>> Start SUPPLIED MATERIAL
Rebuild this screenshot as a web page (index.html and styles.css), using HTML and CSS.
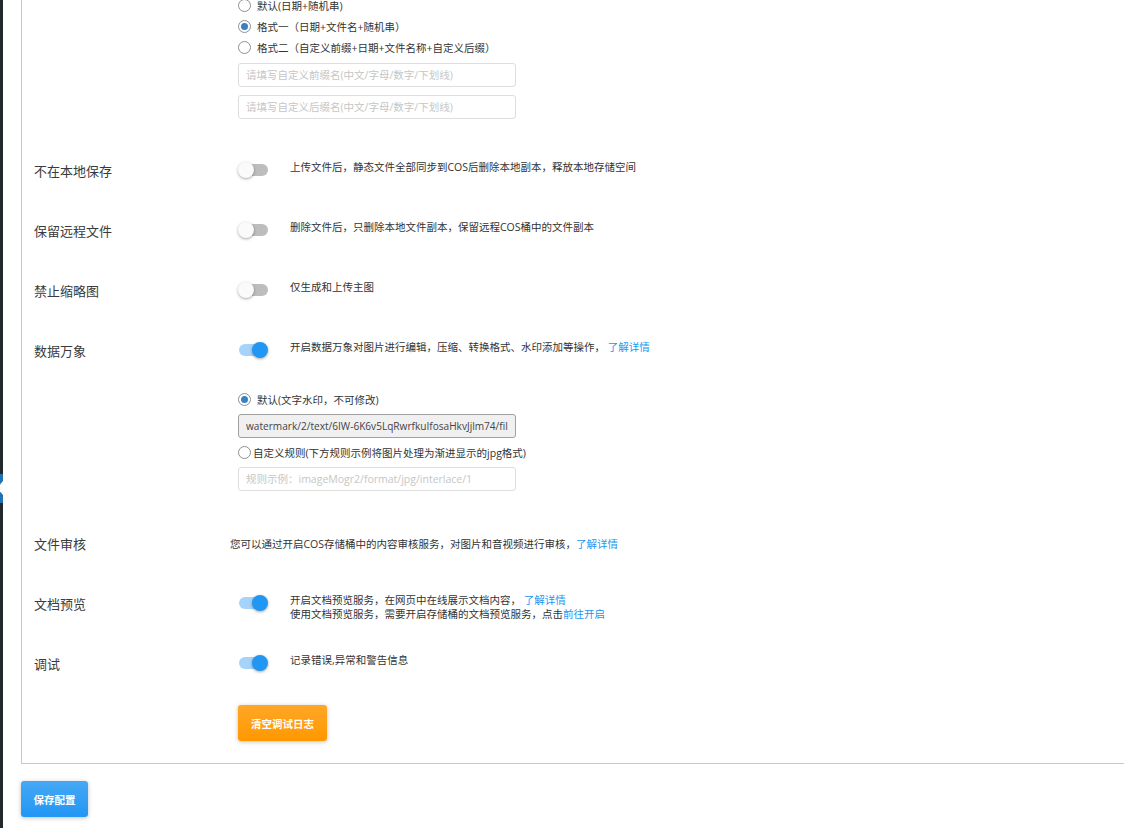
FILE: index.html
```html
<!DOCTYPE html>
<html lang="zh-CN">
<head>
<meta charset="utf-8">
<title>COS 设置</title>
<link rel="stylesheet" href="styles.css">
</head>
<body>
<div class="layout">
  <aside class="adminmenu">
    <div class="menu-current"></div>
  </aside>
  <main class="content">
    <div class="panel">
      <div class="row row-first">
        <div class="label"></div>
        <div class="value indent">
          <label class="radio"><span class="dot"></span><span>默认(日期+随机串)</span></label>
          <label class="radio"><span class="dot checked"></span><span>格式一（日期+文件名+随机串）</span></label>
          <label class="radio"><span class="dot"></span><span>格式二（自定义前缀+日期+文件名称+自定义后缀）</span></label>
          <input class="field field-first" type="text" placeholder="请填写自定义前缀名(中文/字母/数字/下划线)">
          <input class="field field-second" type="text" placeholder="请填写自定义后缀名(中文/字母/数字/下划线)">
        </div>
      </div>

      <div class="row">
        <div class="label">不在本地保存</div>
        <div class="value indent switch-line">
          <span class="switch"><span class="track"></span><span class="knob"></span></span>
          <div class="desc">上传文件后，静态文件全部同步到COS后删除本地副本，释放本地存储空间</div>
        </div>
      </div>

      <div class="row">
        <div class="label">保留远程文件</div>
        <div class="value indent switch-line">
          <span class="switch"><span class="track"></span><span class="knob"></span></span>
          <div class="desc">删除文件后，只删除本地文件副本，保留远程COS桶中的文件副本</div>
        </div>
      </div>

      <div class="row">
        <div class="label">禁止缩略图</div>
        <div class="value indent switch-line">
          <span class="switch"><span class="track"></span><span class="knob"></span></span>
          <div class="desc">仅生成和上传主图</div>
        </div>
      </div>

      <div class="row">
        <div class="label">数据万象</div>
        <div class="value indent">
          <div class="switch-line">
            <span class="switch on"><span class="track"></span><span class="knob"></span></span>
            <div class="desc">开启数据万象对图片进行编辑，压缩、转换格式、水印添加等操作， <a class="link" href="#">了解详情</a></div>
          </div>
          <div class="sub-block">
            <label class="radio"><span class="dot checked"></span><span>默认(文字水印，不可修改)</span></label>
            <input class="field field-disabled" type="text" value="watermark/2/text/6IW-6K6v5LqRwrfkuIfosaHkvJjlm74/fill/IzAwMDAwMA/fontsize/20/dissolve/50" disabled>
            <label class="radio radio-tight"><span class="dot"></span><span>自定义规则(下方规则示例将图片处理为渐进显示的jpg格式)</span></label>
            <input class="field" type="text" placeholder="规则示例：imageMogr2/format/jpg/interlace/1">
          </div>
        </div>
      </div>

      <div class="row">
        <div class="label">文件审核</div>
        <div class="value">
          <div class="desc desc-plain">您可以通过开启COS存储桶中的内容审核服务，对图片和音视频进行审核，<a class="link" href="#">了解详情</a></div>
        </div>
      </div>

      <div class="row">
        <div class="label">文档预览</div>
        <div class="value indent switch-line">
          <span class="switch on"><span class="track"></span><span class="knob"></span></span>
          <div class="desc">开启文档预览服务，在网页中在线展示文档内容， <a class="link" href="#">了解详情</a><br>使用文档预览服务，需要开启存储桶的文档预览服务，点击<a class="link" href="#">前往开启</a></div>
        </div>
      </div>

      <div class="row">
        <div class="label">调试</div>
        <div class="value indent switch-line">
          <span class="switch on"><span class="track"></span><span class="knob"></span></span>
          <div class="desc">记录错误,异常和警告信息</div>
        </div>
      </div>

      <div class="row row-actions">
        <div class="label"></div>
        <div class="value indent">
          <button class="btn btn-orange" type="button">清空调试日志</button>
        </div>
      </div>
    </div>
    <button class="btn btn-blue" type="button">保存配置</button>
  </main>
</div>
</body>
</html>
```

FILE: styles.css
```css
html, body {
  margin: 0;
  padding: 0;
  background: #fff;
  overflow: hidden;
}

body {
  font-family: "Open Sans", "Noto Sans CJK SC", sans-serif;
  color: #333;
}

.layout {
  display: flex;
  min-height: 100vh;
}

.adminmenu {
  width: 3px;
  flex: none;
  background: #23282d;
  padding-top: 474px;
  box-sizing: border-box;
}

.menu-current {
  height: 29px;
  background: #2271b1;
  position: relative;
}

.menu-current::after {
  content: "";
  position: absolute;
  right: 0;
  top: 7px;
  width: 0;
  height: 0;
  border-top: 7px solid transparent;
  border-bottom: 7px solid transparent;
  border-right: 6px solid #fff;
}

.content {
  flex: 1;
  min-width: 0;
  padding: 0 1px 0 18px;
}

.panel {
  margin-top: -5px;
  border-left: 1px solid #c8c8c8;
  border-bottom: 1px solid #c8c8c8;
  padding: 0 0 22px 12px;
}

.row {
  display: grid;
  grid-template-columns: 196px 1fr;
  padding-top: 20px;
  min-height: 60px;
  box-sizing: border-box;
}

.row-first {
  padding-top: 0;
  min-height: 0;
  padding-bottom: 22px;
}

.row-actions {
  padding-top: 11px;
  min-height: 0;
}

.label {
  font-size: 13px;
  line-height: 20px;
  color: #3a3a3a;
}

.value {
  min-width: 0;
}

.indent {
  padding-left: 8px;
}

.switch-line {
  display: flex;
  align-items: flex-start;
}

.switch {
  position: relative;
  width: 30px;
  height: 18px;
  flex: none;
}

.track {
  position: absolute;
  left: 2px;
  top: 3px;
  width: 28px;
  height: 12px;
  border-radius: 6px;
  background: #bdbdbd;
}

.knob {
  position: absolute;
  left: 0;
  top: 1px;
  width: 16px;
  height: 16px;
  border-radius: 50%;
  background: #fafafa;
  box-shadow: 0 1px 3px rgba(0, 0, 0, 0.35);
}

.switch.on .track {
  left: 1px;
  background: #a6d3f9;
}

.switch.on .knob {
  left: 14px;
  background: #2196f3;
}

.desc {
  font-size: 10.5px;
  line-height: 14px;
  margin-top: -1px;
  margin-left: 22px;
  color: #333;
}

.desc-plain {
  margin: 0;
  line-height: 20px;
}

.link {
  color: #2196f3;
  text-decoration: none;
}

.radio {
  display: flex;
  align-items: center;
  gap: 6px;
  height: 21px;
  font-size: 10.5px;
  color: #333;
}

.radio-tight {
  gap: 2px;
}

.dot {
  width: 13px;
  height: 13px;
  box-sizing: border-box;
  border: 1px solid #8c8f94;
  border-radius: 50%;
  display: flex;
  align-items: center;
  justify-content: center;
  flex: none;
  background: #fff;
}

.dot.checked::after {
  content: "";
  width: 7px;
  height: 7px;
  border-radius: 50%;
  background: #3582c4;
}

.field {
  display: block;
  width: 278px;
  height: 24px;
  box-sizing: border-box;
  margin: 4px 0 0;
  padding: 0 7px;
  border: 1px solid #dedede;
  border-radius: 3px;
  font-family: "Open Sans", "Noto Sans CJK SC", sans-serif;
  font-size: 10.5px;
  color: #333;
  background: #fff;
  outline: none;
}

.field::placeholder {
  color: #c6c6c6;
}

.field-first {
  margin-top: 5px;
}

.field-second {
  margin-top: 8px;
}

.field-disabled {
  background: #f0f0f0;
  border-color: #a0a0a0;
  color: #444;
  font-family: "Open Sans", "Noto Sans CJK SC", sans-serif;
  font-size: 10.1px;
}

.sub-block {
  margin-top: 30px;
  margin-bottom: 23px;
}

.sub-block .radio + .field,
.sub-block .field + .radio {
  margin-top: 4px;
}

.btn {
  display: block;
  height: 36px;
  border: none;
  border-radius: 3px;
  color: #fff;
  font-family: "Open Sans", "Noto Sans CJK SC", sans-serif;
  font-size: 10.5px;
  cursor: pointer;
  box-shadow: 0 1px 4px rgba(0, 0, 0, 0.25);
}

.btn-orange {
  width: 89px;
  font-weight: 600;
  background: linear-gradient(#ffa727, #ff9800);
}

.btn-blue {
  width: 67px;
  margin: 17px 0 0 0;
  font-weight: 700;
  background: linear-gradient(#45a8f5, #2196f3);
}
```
>> End SUPPLIED MATERIAL
→ REQUIREMENTS
Pick out the lines containing the string "index" and show them.

→ TASK ANSWER
Rebuild this screenshot as a web page (index.html and styles.css), using HTML and CSS.
FILE: index.html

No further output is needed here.